La seconde méthode repose sur des simulations régionales réalisées à partir du modèle WRF, en réalisant deux ensembles de simulations de l’événement avec des hypothèses différentes sur les températures de surface de la mer et les concentrations de gaz à effet de serre. Avec cette méthode nous estimons à 0,25°C l’effet moyen des activités humaines simulé.
Figure 2 : Valeurs de retour de l'indicateur thermique pour le mois de décembre en fonction de la période de retour pour les observations durant la période récente (couleur cyan) et pour les différentes périodes pour les simulations EURO-CORDEX.

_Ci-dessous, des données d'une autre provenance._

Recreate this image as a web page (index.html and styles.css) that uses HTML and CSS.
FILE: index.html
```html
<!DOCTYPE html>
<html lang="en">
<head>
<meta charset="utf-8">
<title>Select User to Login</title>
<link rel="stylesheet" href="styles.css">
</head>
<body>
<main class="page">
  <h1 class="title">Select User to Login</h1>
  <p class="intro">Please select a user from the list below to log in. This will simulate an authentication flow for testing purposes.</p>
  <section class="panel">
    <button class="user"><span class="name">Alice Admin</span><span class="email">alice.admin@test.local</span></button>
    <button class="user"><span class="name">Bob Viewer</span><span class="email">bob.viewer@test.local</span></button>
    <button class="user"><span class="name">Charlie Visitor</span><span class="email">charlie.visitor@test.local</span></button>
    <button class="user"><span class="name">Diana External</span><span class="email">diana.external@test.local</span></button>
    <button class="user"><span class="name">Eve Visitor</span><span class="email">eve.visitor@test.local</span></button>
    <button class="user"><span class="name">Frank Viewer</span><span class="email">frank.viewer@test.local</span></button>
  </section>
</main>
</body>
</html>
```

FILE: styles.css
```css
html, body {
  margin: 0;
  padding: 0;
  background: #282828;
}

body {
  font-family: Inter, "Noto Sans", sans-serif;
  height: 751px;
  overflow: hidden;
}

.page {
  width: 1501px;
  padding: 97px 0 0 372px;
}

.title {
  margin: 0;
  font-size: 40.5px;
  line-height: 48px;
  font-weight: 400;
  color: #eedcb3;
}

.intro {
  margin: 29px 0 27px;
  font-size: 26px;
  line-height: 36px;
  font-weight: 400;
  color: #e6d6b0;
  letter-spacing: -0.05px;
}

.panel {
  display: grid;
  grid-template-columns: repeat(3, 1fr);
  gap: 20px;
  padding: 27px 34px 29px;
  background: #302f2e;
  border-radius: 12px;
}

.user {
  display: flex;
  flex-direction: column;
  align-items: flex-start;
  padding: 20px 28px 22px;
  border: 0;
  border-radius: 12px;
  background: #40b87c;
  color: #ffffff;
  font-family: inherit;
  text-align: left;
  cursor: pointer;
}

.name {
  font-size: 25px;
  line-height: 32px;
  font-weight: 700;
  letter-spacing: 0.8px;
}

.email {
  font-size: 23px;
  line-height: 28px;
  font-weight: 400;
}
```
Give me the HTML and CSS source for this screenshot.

La probabilité d’un tel événement a-t-elle changé avec l’influence humaine ?
Les probabilités de dépassement de la valeur de décembre 2015 de l’indicateur thermique pour différentes périodes de temps, entre 1971 et le milieu du siècle prochain, ont été comparées.
Pour cela, un ensemble de 11 simulations climatiques (projet EURO-CORDEX) a été utilisé, après calibration grâce à une méthode statistique innovante développée à l’IPSL. Il montre une influence humaine très claire (Figure 2). Pour cette méthode d’attribution non conditionnelle, la probabilité d’obtenir une température mensuelle supérieure à l’observation est très faible, aujourd’hui sa période de retour est estimée à plusieurs centaines d’années. La probabilité d’occurrence au cours de la période 1971-2000 est encore beaucoup plus faible, le changement d’intensité des extrêmes entre ces deux périodes étant d’environ 0.6°C. De telles températures se produiraient avec une période de retour d’une cinquantaine d’années dans le futur proche (2021-2060), et une quinzaine d’années vers le milieu du siècle. Il s’agit donc d’un signal en forte émergence.
Ces résultats sont cohérents avec ceux fournis par les modèles de climat globaux servant de base à l’écriture des rapports du GIEC. En effet, ces modèles indiquent également un réchauffement des températures moyennes et extrêmes pour toutes les saisons, même s’il est moins marqué l’hiver que l’été dans nos régions.
Que peut-on en conclure ?
Des températures égales ou supérieures à celles de décembre sont à attendre dans le siècle à venir avec une fréquence croissante, mais resteront quand même relativement rares (durée de retour d’environ 10 ans en fin de XXIème siècle). D’après l’analyse faite sur les simulations climatiques, ce type d’événement est extrêmement peu probable dans un climat sans influence humaine. Dans la limite des méthodes employées, il est donc possible de conclure que ce type d’événement est donc extrêmement peu probable dans un climat sans influence humaine, mais deviendra de plus en plus probable au cours du XXIème siècle sans réduction d’émission de gaz à effet de serre.